Before you jump to conclusions, though, think carefully about the tradeoffs involved. For example:
- More chunks: bad.
- Smaller chunks: GOOD!
- Less churn in chunks: GOOD!
- Chunk cache efficiency increases: good.
- Compression efficiency is lost: bad.
- Total byte size overall actually increases: BAD!
- Dependencies are staggered: good.
- Complex, opaque, and volatile settings in Webpack: BAD!

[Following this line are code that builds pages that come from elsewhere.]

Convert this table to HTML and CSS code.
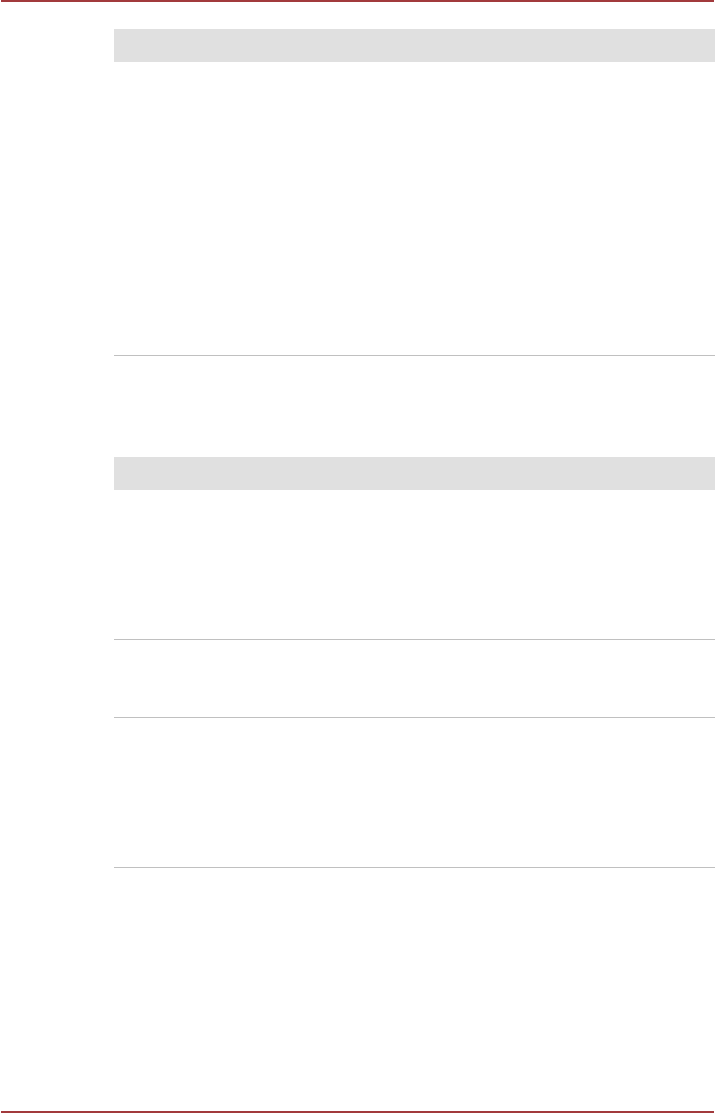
FILE: index.html
```html
<!DOCTYPE html>
<html lang="en">
<head>
<meta charset="utf-8">
<title>Document page</title>
<link rel="stylesheet" href="styles.css">
</head>
<body>
<div class="page">
  <div class="rule rule-top"></div>
  <main class="content">
    <section class="table table-first">
      <div class="table-head"></div>
      <div class="table-row row-tall-1"></div>
    </section>
    <section class="table table-second">
      <div class="table-head"></div>
      <div class="table-row row-mid"></div>
      <div class="table-row row-short"></div>
      <div class="table-row row-mid"></div>
    </section>
  </main>
  <div class="rule rule-bottom"></div>
</div>
</body>
</html>
```
FILE: styles.css
```css
html, body {
  margin: 0;
  padding: 0;
  background: #ffffff;
  font-family: "Liberation Sans", Arial, sans-serif;
}
.page {
  display: flex;
  flex-direction: column;
  min-height: 1113px;
}
.rule {
  height: 2px;
  background: #a23a3c;
  margin-left: 1px;
  margin-right: 1px;
}
.content {
  display: flex;
  flex-direction: column;
  padding-left: 114px;
  padding-top: 27px;
}
.table {
  display: flex;
  flex-direction: column;
}
.table-second {
  margin-top: 101px;
}
.table-head {
  height: 33px;
  background: #e0e0e0;
}
.table-row {
  border-bottom: 1px solid #c0c0c0;
}
.row-tall-1 { height: 293px; }
.row-mid { height: 149px; }
.row-short { height: 77px; }
.rule-bottom {
  margin-top: auto;
}
```
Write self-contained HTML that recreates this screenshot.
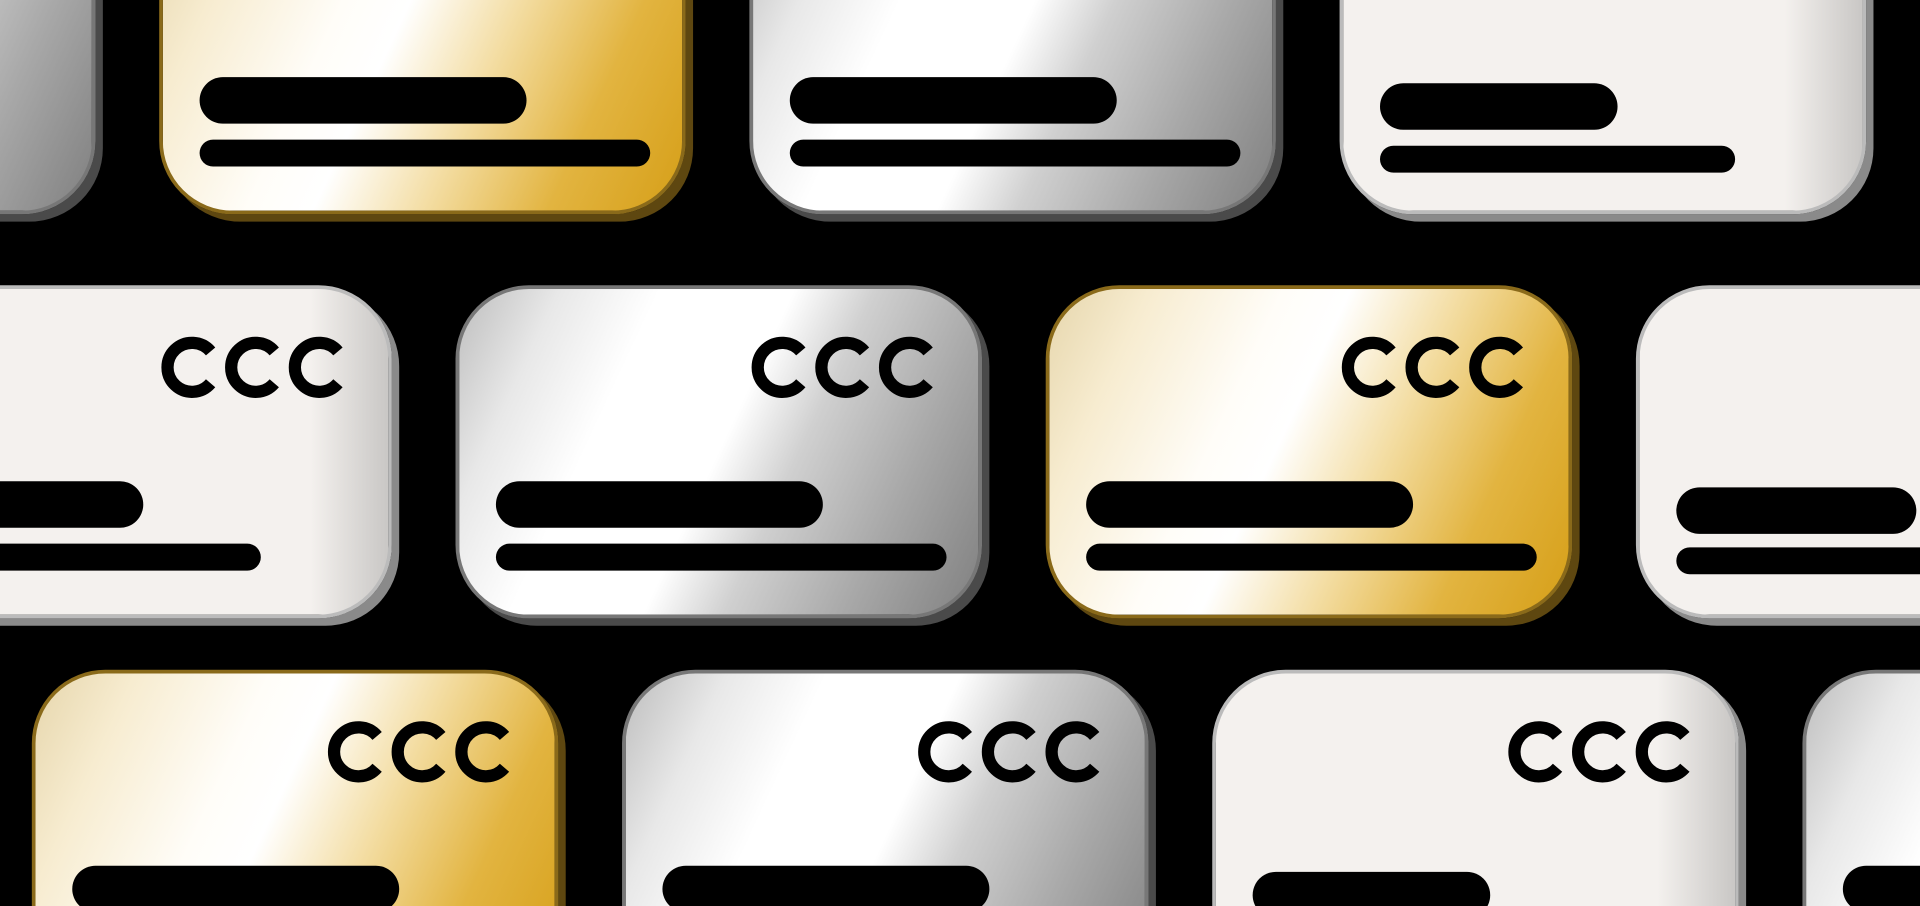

- Above-the-fold content loads slightly faster: good.
Step 3: Build Times
We did see a decrease (lower times are better) in upgrading from Webpack 3 to Webpack 4, as advertised. However, the amount of decrease and the percentage of decrease was not dramatic enough for us to notice any significant overall improvement to our deploy velocity. In our testing, all of the settings changes listed above did not affect build times for our CI/CD pipeline. Overall, Webpack build times are still a large portion of our build time and are significantly longer than we would like, with no relief in sight. We wouldn’t be happy if we didn’t have more problems to solve, though.